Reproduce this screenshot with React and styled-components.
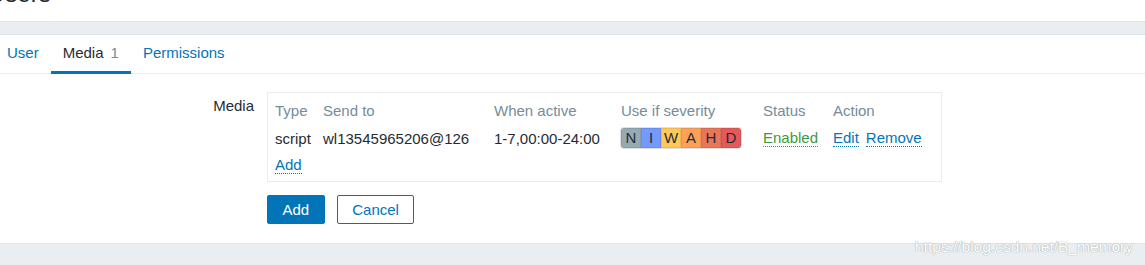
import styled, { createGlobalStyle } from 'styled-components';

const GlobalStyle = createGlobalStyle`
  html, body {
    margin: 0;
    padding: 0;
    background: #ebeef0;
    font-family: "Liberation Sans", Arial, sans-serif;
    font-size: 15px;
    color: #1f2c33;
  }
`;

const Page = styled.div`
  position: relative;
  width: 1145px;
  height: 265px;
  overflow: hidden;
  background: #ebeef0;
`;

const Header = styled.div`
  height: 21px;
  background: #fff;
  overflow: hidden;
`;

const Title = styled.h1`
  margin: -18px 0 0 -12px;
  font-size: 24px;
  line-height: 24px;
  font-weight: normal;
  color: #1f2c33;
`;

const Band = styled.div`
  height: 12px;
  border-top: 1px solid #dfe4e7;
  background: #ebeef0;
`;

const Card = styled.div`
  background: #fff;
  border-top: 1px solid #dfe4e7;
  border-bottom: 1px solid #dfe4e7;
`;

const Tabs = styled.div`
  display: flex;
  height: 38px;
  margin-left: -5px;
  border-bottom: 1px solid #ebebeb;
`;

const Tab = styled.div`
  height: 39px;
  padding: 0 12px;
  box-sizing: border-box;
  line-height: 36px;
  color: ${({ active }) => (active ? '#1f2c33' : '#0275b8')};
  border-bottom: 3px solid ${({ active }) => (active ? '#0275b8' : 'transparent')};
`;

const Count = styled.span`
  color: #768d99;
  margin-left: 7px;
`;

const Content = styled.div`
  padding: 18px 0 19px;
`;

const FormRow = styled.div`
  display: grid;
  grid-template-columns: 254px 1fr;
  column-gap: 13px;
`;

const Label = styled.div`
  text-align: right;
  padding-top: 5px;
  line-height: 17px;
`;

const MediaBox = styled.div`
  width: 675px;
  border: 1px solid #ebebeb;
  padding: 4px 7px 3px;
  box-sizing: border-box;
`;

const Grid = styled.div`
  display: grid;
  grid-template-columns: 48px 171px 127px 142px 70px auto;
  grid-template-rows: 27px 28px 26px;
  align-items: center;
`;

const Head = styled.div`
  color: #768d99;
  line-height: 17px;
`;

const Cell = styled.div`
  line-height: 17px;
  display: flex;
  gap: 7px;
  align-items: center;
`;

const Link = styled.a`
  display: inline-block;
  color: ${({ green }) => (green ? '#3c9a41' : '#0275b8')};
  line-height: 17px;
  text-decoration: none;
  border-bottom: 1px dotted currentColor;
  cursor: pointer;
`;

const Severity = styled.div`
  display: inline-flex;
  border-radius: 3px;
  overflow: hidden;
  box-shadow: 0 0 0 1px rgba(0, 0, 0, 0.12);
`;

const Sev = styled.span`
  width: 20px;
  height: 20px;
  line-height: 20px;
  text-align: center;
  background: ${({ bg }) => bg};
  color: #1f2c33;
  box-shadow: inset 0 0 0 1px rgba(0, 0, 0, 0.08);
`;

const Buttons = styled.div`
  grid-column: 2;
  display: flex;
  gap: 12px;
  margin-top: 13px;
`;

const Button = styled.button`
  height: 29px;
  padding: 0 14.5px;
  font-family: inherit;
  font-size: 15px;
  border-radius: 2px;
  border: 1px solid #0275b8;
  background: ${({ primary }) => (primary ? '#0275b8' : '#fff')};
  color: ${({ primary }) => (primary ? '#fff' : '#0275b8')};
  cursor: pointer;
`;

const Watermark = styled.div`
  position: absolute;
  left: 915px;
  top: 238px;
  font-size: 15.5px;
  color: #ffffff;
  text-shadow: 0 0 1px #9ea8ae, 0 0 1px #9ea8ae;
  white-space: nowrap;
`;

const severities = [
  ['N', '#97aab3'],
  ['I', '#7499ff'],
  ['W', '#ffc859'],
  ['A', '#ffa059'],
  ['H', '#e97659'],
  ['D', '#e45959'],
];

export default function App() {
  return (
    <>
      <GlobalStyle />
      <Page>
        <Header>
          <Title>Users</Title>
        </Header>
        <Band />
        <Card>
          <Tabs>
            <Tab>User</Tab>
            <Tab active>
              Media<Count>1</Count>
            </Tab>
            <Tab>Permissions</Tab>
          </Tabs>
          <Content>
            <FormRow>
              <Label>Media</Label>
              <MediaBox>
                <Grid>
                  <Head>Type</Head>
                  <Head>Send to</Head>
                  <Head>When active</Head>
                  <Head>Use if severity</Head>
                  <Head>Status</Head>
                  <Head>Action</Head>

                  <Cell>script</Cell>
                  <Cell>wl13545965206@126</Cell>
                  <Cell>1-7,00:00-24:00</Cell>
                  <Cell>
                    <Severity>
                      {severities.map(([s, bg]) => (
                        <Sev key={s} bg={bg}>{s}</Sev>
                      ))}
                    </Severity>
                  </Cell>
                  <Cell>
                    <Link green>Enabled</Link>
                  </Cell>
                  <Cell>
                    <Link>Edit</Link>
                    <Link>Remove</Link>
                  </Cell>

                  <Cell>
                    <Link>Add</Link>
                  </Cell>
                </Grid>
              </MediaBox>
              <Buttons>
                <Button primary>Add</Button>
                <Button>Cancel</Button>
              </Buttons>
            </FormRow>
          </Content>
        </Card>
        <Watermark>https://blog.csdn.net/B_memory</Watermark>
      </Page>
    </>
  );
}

== DESCRIPTION OF THE TASK ==
Every line above should be returned exactly; the pictures stay out.

== FINAL RESULT ==
Reproduce this screenshot with React and styled-components.
import styled, { createGlobalStyle } from 'styled-components';

const GlobalStyle = createGlobalStyle`
  html, body {
    margin: 0;
    padding: 0;
    background: #ebeef0;
    font-family: "Liberation Sans", Arial, sans-serif;
    font-size: 15px;
    color: #1f2c33;
  }
`;

const Page = styled.div`
  position: relative;
  width: 1145px;
  height: 265px;
  overflow: hidden;
  background: #ebeef0;
`;

const Header = styled.div`
  height: 21px;
  background: #fff;
  overflow: hidden;
`;

const Title = styled.h1`
  margin: -18px 0 0 -12px;
  font-size: 24px;
  line-height: 24px;
  font-weight: normal;
  color: #1f2c33;
`;

const Band = styled.div`
  height: 12px;
  border-top: 1px solid #dfe4e7;
  background: #ebeef0;
`;

const Card = styled.div`
  background: #fff;
  border-top: 1px solid #dfe4e7;
  border-bottom: 1px solid #dfe4e7;
`;

const Tabs = styled.div`
  display: flex;
  height: 38px;
  margin-left: -5px;
  border-bottom: 1px solid #ebebeb;
`;

const Tab = styled.div`
  height: 39px;
  padding: 0 12px;
  box-sizing: border-box;
  line-height: 36px;
  color: ${({ active }) => (active ? '#1f2c33' : '#0275b8')};
  border-bottom: 3px solid ${({ active }) => (active ? '#0275b8' : 'transparent')};
`;

const Count = styled.span`
  color: #768d99;
  margin-left: 7px;
`;

const Content = styled.div`
  padding: 18px 0 19px;
`;

const FormRow = styled.div`
  display: grid;
  grid-template-columns: 254px 1fr;
  column-gap: 13px;
`;

const Label = styled.div`
  text-align: right;
  padding-top: 5px;
  line-height: 17px;
`;

const MediaBox = styled.div`
  width: 675px;
  border: 1px solid #ebebeb;
  padding: 4px 7px 3px;
  box-sizing: border-box;
`;

const Grid = styled.div`
  display: grid;
  grid-template-columns: 48px 171px 127px 142px 70px auto;
  grid-template-rows: 27px 28px 26px;
  align-items: center;
`;

const Head = styled.div`
  color: #768d99;
  line-height: 17px;
`;

const Cell = styled.div`
  line-height: 17px;
  display: flex;
  gap: 7px;
  align-items: center;
`;

const Link = styled.a`
  display: inline-block;
  color: ${({ green }) => (green ? '#3c9a41' : '#0275b8')};
  line-height: 17px;
  text-decoration: none;
  border-bottom: 1px dotted currentColor;
  cursor: pointer;
`;

const Severity = styled.div`
  display: inline-flex;
  border-radius: 3px;
  overflow: hidden;
  box-shadow: 0 0 0 1px rgba(0, 0, 0, 0.12);
`;

const Sev = styled.span`
  width: 20px;
  height: 20px;
  line-height: 20px;
  text-align: center;
  background: ${({ bg }) => bg};
  color: #1f2c33;
  box-shadow: inset 0 0 0 1px rgba(0, 0, 0, 0.08);
`;

const Buttons = styled.div`
  grid-column: 2;
  display: flex;
  gap: 12px;
  margin-top: 13px;
`;

const Button = styled.button`
  height: 29px;
  padding: 0 14.5px;
  font-family: inherit;
  font-size: 15px;
  border-radius: 2px;
  border: 1px solid #0275b8;
  background: ${({ primary }) => (primary ? '#0275b8' : '#fff')};
  color: ${({ primary }) => (primary ? '#fff' : '#0275b8')};
  cursor: pointer;
`;

const Watermark = styled.div`
  position: absolute;
  left: 915px;
  top: 238px;
  font-size: 15.5px;
  color: #ffffff;
  text-shadow: 0 0 1px #9ea8ae, 0 0 1px #9ea8ae;
  white-space: nowrap;
`;

const severities = [
  ['N', '#97aab3'],
  ['I', '#7499ff'],
  ['W', '#ffc859'],
  ['A', '#ffa059'],
  ['H', '#e97659'],
  ['D', '#e45959'],
];

export default function App() {
  return (
    <>
      <GlobalStyle />
      <Page>
        <Header>
          <Title>Users</Title>
        </Header>
        <Band />
        <Card>
          <Tabs>
            <Tab>User</Tab>
            <Tab active>
              Media<Count>1</Count>
            </Tab>
            <Tab>Permissions</Tab>
          </Tabs>
          <Content>
            <FormRow>
              <Label>Media</Label>
              <MediaBox>
                <Grid>
                  <Head>Type</Head>
                  <Head>Send to</Head>
                  <Head>When active</Head>
                  <Head>Use if severity</Head>
                  <Head>Status</Head>
                  <Head>Action</Head>

                  <Cell>script</Cell>
                  <Cell>wl13545965206@126</Cell>
                  <Cell>1-7,00:00-24:00</Cell>
                  <Cell>
                    <Severity>
                      {severities.map(([s, bg]) => (
                        <Sev key={s} bg={bg}>{s}</Sev>
                      ))}
                    </Severity>
                  </Cell>
                  <Cell>
                    <Link green>Enabled</Link>
                  </Cell>
                  <Cell>
                    <Link>Edit</Link>
                    <Link>Remove</Link>
                  </Cell>

                  <Cell>
                    <Link>Add</Link>
                  </Cell>
                </Grid>
              </MediaBox>
              <Buttons>
                <Button primary>Add</Button>
                <Button>Cancel</Button>
              </Buttons>
            </FormRow>
          </Content>
        </Card>
        <Watermark>https://blog.csdn.net/B_memory</Watermark>
      </Page>
    </>
  );
}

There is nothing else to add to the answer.